Reiterating that ‘stopover’ traveller choices about where to vacation have become increasingly price sensitive, the BHTA presentation hammered home the message that raising prices to cover the impact of VAT and other taxes, plus ever-increasing operating costs, would result in reduced visitor numbers.

The presentation drew on a survey of 500 New York and Miami/Fort Lauderdale residents, aged between 35 to 54 years, that was conducted by MMGY Global last year for the Nassau/Paradise Island Promotion Board.

The survey, focusing on respondents with an annual household income of $85,000 and who had not visited the Bahamas for two years but remained interested in doing so, was intended to measure consumer price sensitivity to price changes when it came to hotel, airline and ground transfer price changes.

Basing these on a couple staying for four nights in the Bahamas on an all-inclusive package, the survey found that the collective $2,097 cost was more than 65 per cent of those surveyed were willing to pay.

Thus, with the Bahamas’ high vacation costs restricting it to just a 35 per cent share in a key demographic for its core US east coast markets, the BHTA appears to have calculated that VAT at 15 per cent would slash this further - to just 19 per cent.

It is unclear whether 15 per cent VAT will translate into an automatic 15 per cent increase in stopover visitor prices and costs, especially as the original plan called for hotels to enjoy a 10 per cent concessionary rate on rooms and food and beverage.

Still, the BHTA said in an e-mail to its members yesterday: “Research shows potential market share dwindling to less than 19 per cent with VAT as proposed versus more than twice that share for low-cost competitors.”

Data from Smith’s Travel Research and an Internet airline prices showed that the costs for a Bahamas vacation, based on the MMGY survey demographic, were lower than only Barbados and the US Virgin Islands when it came to the Caribbean.

And the Bahamas was 24 per cent more expensive than the region’s low-cost leader, the Dominican Republic, whose combined airfare and hotel rates stood at $1,585.

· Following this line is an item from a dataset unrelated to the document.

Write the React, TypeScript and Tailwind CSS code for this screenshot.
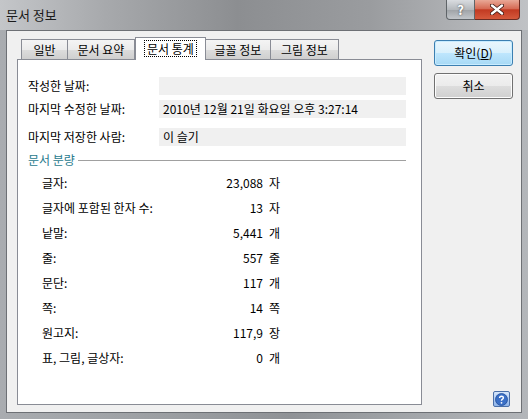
const FONT = "font-['Noto_Sans_CJK_KR','Noto_Sans',sans-serif]";

const TABS = [
  { label: '일반', w: 'w-[47px]' },
  { label: '문서 요약', w: 'w-[68px]' },
  { label: '문서 통계', w: 'w-[71px]', active: true },
  { label: '글꼴 정보', w: 'w-[66px]' },
  { label: '그림 정보', w: 'w-[69px]' },
];

const INFO = [
  { label: '작성한 날짜:', value: '', mt: 'mt-[17px]' },
  { label: '마지막 수정한 날짜:', value: '2010년 12월 21일 화요일 오후 3:27:14', mt: 'mt-[5px]' },
  { label: '마지막 저장한 사람:', value: '이 슬기', mt: 'mt-[10px]' },
];

const STATS = [
  { label: '글자:', value: '23,088', unit: '자' },
  { label: '글자에 포함된 한자 수:', value: '13', unit: '자' },
  { label: '낱말:', value: '5,441', unit: '개' },
  { label: '줄:', value: '557', unit: '줄' },
  { label: '문단:', value: '117', unit: '개' },
  { label: '쪽:', value: '14', unit: '쪽' },
  { label: '원고지:', value: '117,9', unit: '장' },
  { label: '표, 그림, 글상자:', value: '0', unit: '개' },
];

export default function App() {
  return (
    <div
      className={`${FONT} flex h-[419px] w-[528px] flex-col overflow-hidden bg-[linear-gradient(90deg,#a9acb0_0%,#9c9fa3_30%,#8f9296_55%,#a4a7ab_80%,#b3b6ba_100%)] text-[12px] text-black`}
    >
      {/* ── Title bar ───────────────────────────── */}
      <div className="flex h-[30px] shrink-0 items-start justify-between bg-[linear-gradient(90deg,#c4c6c9_0%,#a7a9ac_20%,#8c8e91_45%,#9a9c9f_70%,#c0c2c5_100%)]">
        <span className="ml-[6px] mt-[6px] text-[13px] leading-[18px] text-[#1a1a1a]">문서 정보</span>
        <div className="mr-[8px] flex">
          <div className="flex h-[20px] w-[29px] items-center justify-center rounded-bl-[4px] border border-t-0 border-[#5f6468] bg-[linear-gradient(180deg,#d9dce0_0%,#b5b9bd_50%,#9ea2a6_51%,#c2c6ca_100%)] text-[13px] font-bold leading-none text-white [text-shadow:0_0_2px_#333]">
            ?
          </div>
          <div className="flex h-[20px] w-[45px] items-center justify-center rounded-br-[4px] border border-l-0 border-t-0 border-[#6b2b22] bg-[linear-gradient(180deg,#e9a896_0%,#d66b55_45%,#c23a22_52%,#d5593c_100%)]">
            <svg width="14" height="11" viewBox="0 0 14 11" aria-hidden="true">
              <path d="M2 1.5 L12 9.5 M12 1.5 L2 9.5" stroke="#3a1510" strokeWidth="4" strokeLinecap="round" />
              <path d="M2 1.5 L12 9.5 M12 1.5 L2 9.5" stroke="#ffffff" strokeWidth="2.4" strokeLinecap="round" />
            </svg>
          </div>
        </div>
      </div>

      {/* ── Client area ─────────────────────────── */}
      <div className="mx-[6px] mb-[6px] flex flex-1 border border-[#6d7075] bg-[#f0f0f0] pl-[10px] pr-[8px] pt-[5px]">
        {/* left: tabs + panel */}
        <div className="flex w-[405px] flex-col">
          <div className="flex h-[23px] items-end pl-[4px]">
            {TABS.map((t) =>
              t.active ? (
                <div
                  key={t.label}
                  className={`${t.w} relative z-10 -mb-px flex h-[23px] items-start justify-center border border-b-0 border-[#898c95] bg-white pt-[2px]`}
                >
                  <span className="border border-dotted border-black px-[2px] text-[12px] leading-[15px]">{t.label}</span>
                </div>
              ) : (
                <div
                  key={t.label}
                  className={`${t.w} flex h-[20px] items-center justify-center border border-b-0 border-[#898c95] bg-[linear-gradient(180deg,#f4f4f4_0%,#ebebeb_50%,#dddddd_51%,#cfcfcf_100%)] text-[12px] leading-none -ml-px first:ml-0`}
                >
                  {t.label}
                </div>
              ),
            )}
          </div>

          <div className="flex h-[346px] flex-col border border-[#898c95] bg-white">
            {INFO.map((r) => (
              <div key={r.label} className={`${r.mt} flex h-[18px] items-center`}>
                <span className="w-[141px] pl-[10px] leading-none">{r.label}</span>
                <div className="flex h-[18px] w-[247px] items-center bg-[#f0f0f0] pl-[4px] leading-none">{r.value}</div>
              </div>
            ))}

            <div className="mt-[5px] flex items-center pl-[10px]">
              <span className="text-[12px] leading-[18px] text-[#2a7b8e]">문서 분량</span>
              <div className="ml-[3px] h-px w-[328px] bg-[#a0a0a0]" />
            </div>

            <div className="mt-[1px] flex flex-col pl-[24px]">
              {STATS.map((s) => (
                <div key={s.label} className="flex h-[25px] items-center leading-none">
                  <span className="w-[171px]">{s.label}</span>
                  <span className="w-[50px] text-right">{s.value}</span>
                  <span className="ml-[6px]">{s.unit}</span>
                </div>
              ))}
            </div>
          </div>
        </div>

        {/* right: buttons */}
        <div className="ml-[12px] flex flex-1 flex-col items-end pb-[5px] pt-[4px]">
          <button
            type="button"
            className="flex h-[26px] w-[79px] items-center justify-center rounded-[3px] border border-[#3c7fb1] bg-[linear-gradient(180deg,#eaf6fd_0%,#d9f0fc_50%,#bee6fd_51%,#a7d9f5_100%)] leading-none shadow-[inset_0_0_0_1px_#c8ecff]"
          >
            확인(<span className="underline">D</span>)
          </button>
          <button
            type="button"
            className="mt-[7px] flex h-[26px] w-[79px] items-center justify-center rounded-[3px] border border-[#707070] bg-[linear-gradient(180deg,#f2f2f2_0%,#ebebeb_50%,#dddddd_51%,#cfcfcf_100%)] leading-none shadow-[inset_0_0_0_1px_#fcfcfc]"
          >
            취소
          </button>
          <div className="flex-1" />
          <div className="mr-[3px] flex h-[16px] w-[17px] items-center justify-center rounded-[2px] border border-[#4a6fa8] bg-[linear-gradient(180deg,#d6e6fb_0%,#8fb4ea_100%)]">
            <svg width="13" height="13" viewBox="0 0 13 13" aria-hidden="true">
              <circle cx="6.5" cy="6.5" r="6" fill="#3a6fc6" stroke="#1f4d9a" strokeWidth="0.8" />
              <path d="M4.6 5 Q4.6 3.2 6.5 3.2 Q8.4 3.2 8.4 4.8 Q8.4 5.8 7.2 6.4 Q6.5 6.8 6.5 7.8" fill="none" stroke="#fff" strokeWidth="1.4" />
              <circle cx="6.5" cy="9.8" r="0.9" fill="#fff" />
            </svg>
          </div>
        </div>
      </div>
    </div>
  );
}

Aruba, Jamaica and Cancun were all cited as lower cost destination than the Bahamas, leading the BHTA to yesterday state: “[Bahamas] vacation can cost at least 25 per cent more than growth destinations.”

Some of the findings contained in the MMGY Global report were previously referenced by BHTA president Stuart Bowe in a column written for Tribune Business.

Still, the presentation reinforces the tourism industry argument that it has reached a ‘tipping point’ in terms of price, and the implementation of VAT and further tax increases could push it over the edge.

These ‘dark clouds’, the BHTA added were coming at a time when the Bahamas was well-positioned for growth, via the potential to capitalise on the $2.6 billion Baha Mar project and other new product, plus recent infrastructure improvements.

The number of visitors saying they would recommend a Bahamas vacation to others had grown by around five percentage points for each of Paradise Island, Cable Beach and the Family Islands in the decades to 2013.

And the Bahamas was “the most frequently-mentioned island destination” among a survey of 1,000 consumers asked to mention such a location within five hours of the US, attracting 726 ‘mentions’- more than double those received by its nearest competitor, the US Virgin Islands.

Yet the BHTA yesterday warned that these improved indicators were being “hampered by price concerns”.

Drawing on the MMGY survey, its presentation warned: “Apart from interest in visiting other Caribbean destinations and a lack of interest in visiting the Bahamas, cost factors (lodging, airfares and food) are the primary reasons for respondents not considering Nassau/Paradise Island for a leisure trip.”

While 57 per cent were more interested in other experiences, some 31 per cent of respondents to the MMGY survey said hotel accommodation was too expensive, and 28 per cent said likewise when it came air fares. Another 22 per cent said food costs were too expensive.

Summing up the findings, the BHTA told its members yesterday that the findings “illustrate the challenges which the industry presently faces, which could be compounded by tax policies being considered by Government.....

“This underscores the strength of our overall product but underscores consumer price sensitivities.”